— Start of SOURCE MATERIAL —

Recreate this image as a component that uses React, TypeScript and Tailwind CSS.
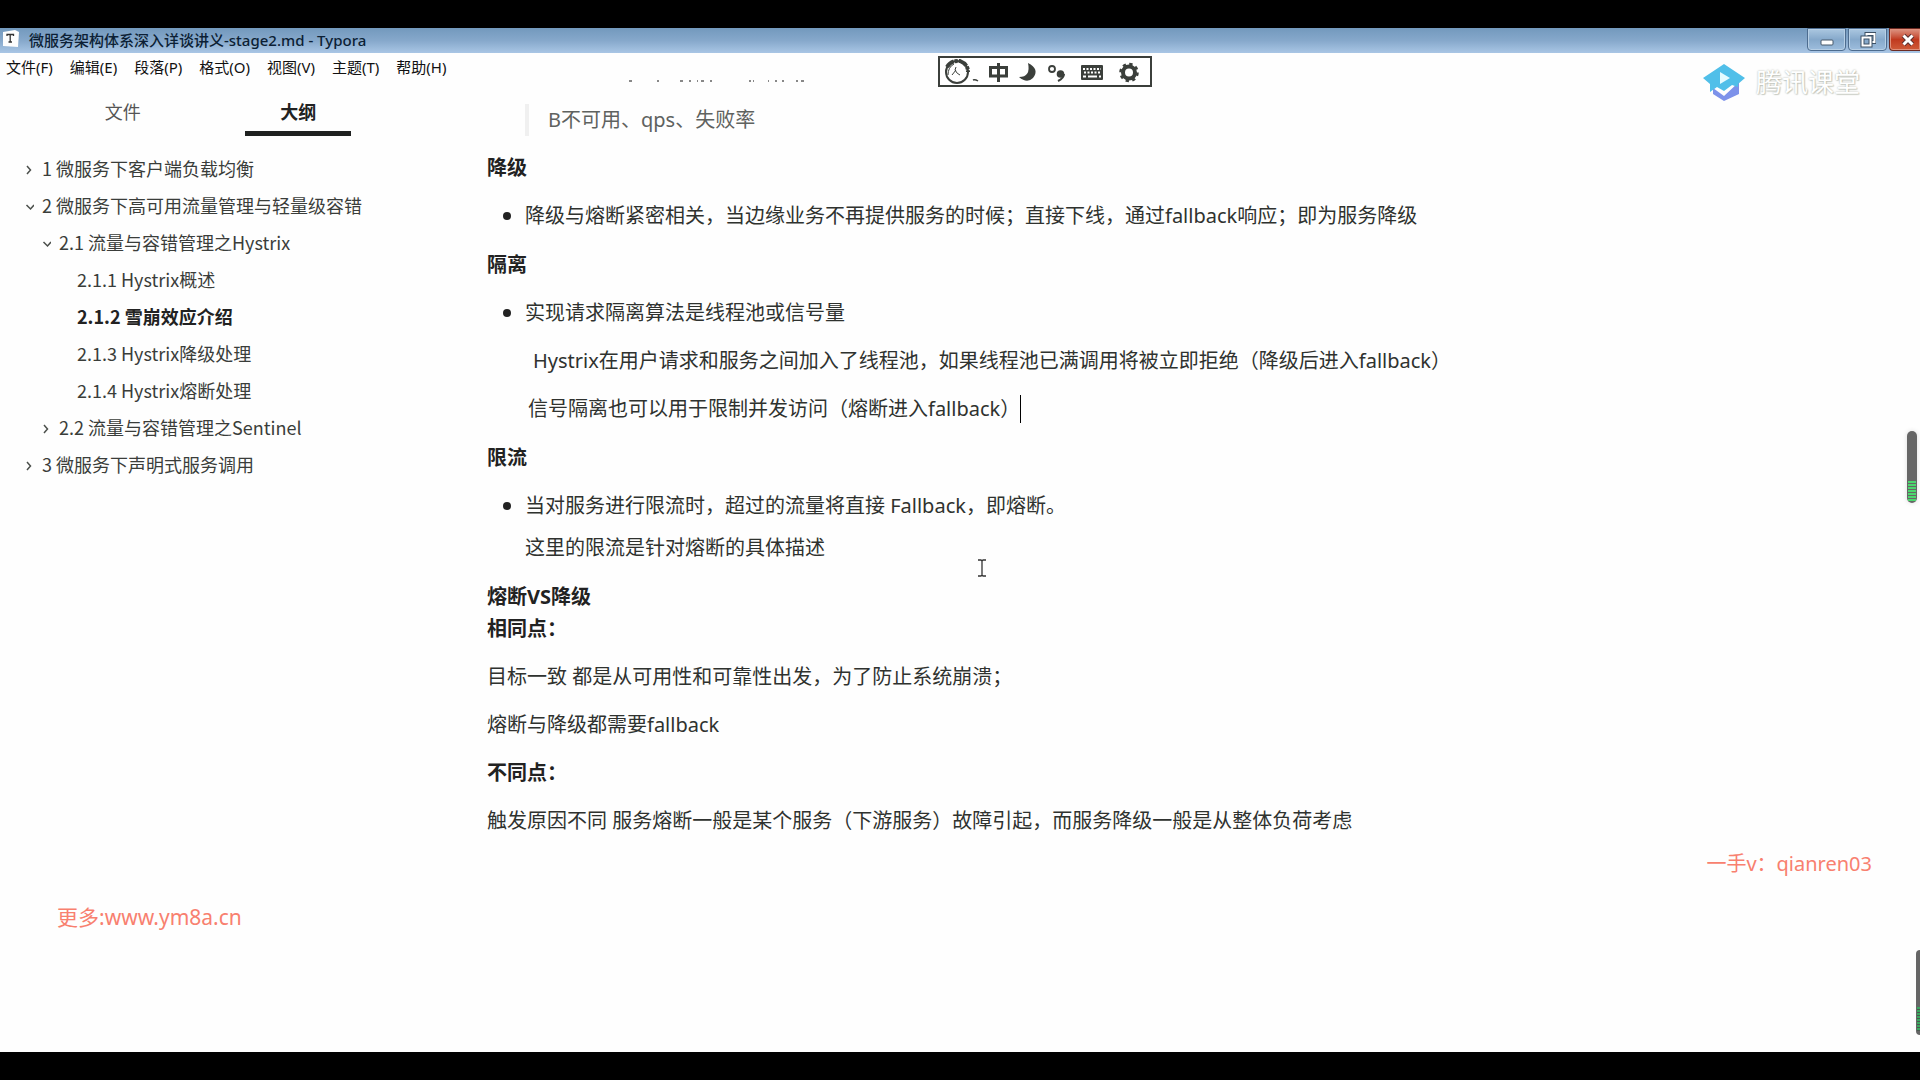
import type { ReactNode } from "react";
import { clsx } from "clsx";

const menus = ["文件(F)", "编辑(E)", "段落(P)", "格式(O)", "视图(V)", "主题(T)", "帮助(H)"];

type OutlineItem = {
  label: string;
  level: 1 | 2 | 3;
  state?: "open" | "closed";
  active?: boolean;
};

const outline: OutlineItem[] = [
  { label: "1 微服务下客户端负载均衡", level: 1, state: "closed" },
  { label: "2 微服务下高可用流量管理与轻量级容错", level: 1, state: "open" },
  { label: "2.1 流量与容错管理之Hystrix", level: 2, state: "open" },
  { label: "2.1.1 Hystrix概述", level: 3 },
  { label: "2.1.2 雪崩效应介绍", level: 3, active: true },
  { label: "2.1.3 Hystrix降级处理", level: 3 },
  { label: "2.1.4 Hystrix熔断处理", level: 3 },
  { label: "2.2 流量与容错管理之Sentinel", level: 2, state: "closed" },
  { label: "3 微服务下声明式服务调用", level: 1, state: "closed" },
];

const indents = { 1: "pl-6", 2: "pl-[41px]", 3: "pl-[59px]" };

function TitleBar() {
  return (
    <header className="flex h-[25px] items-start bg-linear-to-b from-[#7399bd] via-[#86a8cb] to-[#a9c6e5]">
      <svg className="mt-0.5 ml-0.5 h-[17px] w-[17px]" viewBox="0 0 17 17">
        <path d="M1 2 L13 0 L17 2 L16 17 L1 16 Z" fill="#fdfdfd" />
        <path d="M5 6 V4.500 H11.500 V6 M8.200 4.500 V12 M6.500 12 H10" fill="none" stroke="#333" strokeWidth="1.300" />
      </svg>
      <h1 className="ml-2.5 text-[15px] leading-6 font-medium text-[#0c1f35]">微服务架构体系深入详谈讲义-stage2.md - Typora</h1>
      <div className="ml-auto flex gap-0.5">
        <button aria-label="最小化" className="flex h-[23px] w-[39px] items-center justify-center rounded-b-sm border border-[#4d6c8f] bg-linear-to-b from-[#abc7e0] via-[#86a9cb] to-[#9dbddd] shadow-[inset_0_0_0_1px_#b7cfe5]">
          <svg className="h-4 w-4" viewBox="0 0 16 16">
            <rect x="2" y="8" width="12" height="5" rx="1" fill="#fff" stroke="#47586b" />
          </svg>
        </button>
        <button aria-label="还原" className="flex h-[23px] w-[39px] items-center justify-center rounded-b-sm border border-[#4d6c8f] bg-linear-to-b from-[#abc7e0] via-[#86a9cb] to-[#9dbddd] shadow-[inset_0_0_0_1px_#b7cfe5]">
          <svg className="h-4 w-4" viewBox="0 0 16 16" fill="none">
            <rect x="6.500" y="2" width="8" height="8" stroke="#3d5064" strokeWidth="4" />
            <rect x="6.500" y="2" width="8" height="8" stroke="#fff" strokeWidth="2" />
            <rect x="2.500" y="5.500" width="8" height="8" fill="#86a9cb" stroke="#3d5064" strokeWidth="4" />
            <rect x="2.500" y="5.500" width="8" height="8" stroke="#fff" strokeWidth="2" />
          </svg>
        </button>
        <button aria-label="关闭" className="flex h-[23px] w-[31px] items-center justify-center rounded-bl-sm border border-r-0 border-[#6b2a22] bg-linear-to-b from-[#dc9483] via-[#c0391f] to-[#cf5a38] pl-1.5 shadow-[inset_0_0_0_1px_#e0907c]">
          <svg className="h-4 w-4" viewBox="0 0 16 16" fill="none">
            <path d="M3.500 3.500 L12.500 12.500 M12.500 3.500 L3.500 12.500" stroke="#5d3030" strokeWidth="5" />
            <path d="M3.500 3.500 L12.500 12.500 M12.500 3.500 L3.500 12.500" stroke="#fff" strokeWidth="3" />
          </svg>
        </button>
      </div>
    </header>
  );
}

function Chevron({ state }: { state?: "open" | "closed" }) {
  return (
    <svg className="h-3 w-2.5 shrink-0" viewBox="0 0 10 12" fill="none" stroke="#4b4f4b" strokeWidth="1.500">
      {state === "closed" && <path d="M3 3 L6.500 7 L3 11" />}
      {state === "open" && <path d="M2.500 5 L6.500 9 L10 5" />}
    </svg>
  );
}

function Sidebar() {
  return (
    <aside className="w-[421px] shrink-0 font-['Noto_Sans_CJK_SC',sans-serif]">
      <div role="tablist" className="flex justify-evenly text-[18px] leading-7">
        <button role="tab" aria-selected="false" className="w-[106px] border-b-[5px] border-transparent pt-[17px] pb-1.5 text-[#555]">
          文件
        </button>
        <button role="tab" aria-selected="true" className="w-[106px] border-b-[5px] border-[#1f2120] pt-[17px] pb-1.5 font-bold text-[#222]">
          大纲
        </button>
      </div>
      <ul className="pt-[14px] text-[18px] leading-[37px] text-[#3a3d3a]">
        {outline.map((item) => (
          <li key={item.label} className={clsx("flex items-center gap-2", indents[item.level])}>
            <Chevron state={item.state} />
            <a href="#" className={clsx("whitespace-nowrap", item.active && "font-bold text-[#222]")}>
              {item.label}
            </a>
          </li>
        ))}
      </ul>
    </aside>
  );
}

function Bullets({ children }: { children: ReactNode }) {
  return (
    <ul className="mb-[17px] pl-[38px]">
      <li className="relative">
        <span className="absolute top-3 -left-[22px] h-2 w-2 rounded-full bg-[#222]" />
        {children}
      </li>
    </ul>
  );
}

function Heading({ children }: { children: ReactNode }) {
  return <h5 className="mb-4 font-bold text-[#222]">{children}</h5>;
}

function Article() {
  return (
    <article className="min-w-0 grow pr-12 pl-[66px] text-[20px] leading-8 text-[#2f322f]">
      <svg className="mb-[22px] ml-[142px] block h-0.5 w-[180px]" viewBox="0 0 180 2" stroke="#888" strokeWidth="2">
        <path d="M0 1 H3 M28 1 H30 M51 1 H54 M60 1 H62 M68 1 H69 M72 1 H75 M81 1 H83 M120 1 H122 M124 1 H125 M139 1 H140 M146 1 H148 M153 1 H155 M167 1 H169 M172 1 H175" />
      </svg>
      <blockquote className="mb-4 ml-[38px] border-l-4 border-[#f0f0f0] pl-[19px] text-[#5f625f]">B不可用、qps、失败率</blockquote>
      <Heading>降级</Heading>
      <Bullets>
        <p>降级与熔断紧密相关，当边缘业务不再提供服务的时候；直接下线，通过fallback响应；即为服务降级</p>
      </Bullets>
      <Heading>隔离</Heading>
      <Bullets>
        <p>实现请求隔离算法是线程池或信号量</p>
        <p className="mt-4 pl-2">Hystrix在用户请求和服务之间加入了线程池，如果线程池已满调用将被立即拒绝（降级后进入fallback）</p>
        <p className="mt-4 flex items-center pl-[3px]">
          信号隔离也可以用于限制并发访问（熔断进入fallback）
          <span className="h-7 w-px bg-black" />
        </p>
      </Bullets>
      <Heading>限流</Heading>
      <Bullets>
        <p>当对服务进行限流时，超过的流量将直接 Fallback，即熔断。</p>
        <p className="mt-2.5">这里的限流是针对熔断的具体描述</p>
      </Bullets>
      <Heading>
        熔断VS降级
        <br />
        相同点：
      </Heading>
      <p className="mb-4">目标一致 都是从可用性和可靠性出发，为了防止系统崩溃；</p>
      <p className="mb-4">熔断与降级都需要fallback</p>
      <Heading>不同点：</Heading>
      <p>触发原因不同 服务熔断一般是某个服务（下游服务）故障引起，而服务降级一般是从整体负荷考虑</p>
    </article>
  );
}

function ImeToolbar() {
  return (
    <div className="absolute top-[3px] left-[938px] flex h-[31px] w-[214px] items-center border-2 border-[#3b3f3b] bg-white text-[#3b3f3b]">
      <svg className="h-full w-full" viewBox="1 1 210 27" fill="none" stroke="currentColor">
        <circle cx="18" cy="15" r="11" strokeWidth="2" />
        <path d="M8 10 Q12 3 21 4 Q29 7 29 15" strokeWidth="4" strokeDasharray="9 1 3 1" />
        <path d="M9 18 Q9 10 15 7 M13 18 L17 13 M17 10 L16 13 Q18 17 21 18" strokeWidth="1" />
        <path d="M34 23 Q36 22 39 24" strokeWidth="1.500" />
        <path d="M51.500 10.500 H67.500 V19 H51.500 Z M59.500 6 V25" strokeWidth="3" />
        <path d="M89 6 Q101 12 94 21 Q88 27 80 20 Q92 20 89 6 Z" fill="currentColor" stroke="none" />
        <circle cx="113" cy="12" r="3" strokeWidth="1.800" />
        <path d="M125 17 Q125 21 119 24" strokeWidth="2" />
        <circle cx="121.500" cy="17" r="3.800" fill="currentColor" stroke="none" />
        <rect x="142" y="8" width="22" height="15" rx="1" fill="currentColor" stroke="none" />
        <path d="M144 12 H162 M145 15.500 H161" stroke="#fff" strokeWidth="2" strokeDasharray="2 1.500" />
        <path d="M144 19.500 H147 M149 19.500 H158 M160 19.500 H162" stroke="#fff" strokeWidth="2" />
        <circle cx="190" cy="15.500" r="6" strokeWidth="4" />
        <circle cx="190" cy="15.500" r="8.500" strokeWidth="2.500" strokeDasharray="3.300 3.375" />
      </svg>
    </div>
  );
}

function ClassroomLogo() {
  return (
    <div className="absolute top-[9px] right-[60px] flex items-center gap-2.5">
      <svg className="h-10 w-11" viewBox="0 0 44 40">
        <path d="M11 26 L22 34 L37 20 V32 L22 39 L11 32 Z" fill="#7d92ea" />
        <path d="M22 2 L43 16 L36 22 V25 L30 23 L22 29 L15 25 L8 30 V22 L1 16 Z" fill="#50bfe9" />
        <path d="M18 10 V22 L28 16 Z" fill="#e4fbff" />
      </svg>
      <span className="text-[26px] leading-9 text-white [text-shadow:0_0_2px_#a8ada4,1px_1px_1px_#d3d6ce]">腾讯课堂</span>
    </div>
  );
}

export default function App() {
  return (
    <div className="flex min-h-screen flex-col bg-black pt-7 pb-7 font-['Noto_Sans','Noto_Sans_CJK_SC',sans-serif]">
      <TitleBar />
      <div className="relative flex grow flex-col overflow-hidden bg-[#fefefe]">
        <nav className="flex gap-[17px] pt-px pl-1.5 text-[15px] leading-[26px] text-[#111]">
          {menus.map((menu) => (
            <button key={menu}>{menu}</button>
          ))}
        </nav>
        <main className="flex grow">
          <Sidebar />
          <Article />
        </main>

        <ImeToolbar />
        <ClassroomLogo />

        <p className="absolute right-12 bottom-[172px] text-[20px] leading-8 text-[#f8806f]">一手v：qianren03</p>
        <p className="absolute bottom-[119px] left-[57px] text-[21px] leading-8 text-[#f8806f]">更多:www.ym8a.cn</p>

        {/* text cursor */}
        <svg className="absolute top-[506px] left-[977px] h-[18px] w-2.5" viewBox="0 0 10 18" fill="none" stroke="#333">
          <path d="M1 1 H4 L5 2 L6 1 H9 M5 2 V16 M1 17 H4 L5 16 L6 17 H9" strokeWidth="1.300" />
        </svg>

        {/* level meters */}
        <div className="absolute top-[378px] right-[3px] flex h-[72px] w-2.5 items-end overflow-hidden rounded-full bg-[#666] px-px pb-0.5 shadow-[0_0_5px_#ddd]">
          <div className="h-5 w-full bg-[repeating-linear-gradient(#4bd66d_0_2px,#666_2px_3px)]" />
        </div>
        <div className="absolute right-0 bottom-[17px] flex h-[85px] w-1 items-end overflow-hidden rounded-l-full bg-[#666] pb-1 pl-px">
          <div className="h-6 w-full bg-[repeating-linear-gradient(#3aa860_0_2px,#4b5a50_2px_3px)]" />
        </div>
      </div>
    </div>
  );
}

— End of SOURCE MATERIAL —
— Start of SOURCE MATERIAL —

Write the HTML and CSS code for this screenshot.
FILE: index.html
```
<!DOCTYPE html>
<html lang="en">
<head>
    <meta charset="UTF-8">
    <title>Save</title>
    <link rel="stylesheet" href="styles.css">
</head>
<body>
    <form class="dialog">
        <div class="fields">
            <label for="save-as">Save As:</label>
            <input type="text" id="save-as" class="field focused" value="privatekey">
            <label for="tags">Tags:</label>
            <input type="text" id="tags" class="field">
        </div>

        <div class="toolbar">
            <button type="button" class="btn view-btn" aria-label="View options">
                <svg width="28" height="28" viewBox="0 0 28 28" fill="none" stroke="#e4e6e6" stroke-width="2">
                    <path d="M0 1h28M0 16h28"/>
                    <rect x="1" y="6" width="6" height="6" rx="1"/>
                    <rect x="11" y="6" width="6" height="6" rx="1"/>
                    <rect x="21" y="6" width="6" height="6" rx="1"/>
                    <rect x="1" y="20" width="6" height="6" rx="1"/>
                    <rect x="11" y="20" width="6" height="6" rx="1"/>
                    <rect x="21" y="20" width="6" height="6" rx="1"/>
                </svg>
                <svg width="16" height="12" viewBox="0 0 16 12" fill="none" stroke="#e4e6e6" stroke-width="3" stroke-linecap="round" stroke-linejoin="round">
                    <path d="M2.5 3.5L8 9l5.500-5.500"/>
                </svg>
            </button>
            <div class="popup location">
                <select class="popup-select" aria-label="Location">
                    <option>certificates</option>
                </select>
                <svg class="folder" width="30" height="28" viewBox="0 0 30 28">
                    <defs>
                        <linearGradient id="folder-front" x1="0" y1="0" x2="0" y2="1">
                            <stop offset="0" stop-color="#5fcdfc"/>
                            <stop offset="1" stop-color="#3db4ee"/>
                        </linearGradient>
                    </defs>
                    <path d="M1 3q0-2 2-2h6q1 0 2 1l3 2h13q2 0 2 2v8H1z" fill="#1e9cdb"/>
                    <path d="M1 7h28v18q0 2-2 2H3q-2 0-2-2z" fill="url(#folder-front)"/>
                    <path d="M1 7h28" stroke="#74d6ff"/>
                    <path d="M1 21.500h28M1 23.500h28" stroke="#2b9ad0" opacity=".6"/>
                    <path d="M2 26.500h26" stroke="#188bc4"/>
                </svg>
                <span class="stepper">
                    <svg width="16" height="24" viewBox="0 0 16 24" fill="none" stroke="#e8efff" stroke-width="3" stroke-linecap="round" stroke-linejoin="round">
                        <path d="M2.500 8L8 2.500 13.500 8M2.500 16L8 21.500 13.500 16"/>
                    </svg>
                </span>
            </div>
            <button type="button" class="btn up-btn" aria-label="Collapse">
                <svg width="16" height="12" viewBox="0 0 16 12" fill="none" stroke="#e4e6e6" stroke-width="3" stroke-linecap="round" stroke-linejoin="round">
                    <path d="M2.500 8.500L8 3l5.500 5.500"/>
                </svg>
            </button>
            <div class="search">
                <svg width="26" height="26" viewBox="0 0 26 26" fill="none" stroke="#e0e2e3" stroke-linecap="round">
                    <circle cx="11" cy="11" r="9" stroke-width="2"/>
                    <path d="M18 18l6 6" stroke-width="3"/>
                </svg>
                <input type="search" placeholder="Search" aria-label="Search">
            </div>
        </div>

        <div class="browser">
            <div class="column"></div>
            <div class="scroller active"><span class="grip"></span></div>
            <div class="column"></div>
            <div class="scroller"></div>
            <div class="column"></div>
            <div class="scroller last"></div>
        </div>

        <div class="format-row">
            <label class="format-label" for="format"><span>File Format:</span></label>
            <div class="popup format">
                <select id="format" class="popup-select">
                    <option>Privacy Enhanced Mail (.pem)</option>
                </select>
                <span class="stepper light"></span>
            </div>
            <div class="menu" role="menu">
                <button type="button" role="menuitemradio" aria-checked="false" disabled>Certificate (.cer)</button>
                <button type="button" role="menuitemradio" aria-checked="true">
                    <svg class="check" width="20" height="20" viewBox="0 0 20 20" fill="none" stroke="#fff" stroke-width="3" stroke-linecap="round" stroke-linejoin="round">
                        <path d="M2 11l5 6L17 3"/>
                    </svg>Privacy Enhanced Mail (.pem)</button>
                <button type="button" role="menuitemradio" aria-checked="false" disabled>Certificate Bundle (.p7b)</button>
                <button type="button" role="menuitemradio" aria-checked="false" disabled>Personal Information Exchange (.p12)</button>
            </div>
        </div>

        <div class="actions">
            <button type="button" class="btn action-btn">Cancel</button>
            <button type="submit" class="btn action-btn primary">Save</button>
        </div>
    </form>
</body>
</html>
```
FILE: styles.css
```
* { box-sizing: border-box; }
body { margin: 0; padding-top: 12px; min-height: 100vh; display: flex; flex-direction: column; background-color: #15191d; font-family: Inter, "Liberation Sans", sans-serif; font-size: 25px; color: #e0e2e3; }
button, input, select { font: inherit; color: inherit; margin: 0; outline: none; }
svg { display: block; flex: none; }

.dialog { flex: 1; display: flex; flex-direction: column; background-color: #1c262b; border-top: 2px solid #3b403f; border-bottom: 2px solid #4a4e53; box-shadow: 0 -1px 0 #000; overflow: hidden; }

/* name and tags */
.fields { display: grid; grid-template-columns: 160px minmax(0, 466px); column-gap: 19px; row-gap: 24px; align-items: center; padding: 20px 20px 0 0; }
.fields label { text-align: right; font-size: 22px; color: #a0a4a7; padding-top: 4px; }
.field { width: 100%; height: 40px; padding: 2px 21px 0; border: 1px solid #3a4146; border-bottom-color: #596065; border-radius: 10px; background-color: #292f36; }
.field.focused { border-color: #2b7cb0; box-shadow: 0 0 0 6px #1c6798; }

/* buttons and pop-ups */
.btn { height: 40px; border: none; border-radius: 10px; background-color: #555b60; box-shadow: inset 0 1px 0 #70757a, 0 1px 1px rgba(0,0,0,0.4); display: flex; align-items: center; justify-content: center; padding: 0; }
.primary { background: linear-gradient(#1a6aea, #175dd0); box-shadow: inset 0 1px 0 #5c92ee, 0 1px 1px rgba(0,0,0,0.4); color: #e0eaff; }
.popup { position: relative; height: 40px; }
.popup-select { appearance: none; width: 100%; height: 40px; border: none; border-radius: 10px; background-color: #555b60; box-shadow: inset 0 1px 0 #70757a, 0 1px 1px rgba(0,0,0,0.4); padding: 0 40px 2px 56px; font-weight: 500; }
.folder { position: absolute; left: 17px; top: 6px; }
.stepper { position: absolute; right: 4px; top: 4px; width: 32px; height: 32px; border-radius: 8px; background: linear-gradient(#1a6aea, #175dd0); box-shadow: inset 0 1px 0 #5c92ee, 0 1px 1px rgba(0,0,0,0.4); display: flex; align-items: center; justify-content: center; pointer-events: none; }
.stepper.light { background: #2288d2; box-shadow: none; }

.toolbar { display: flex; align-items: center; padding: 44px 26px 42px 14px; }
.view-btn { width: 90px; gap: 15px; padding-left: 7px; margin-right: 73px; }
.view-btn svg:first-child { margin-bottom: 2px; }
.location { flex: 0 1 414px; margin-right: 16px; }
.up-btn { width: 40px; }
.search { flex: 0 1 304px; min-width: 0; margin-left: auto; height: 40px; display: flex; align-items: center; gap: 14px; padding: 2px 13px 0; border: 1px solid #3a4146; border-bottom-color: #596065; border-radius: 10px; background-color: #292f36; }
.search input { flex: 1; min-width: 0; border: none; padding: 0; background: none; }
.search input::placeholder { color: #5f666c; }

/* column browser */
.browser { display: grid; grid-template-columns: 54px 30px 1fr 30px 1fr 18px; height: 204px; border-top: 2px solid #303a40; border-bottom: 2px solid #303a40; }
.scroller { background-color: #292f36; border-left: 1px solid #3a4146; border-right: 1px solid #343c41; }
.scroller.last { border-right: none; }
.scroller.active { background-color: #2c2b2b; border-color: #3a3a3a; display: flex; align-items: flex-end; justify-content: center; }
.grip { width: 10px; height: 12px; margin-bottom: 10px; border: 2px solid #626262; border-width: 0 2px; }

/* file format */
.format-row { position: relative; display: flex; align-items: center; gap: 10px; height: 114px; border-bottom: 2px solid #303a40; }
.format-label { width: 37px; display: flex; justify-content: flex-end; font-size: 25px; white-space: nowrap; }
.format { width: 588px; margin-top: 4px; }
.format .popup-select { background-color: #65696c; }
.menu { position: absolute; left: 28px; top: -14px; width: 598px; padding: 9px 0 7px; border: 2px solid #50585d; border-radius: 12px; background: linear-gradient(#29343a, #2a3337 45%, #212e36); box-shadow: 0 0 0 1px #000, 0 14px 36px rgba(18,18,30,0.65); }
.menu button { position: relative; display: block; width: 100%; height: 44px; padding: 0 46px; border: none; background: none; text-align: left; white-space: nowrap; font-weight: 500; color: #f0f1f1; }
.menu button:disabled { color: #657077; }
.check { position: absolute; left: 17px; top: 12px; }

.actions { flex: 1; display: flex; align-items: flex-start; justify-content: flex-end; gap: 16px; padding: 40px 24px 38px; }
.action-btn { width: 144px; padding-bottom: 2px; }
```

— End of SOURCE MATERIAL —

## PROBLEM TO SOLVE
Search the listing for the string "this". Copy each line where it turns up.

## TASK OUTPUT
Recreate this image as a component that uses React, TypeScript and Tailwind CSS.
Write the HTML and CSS code for this screenshot.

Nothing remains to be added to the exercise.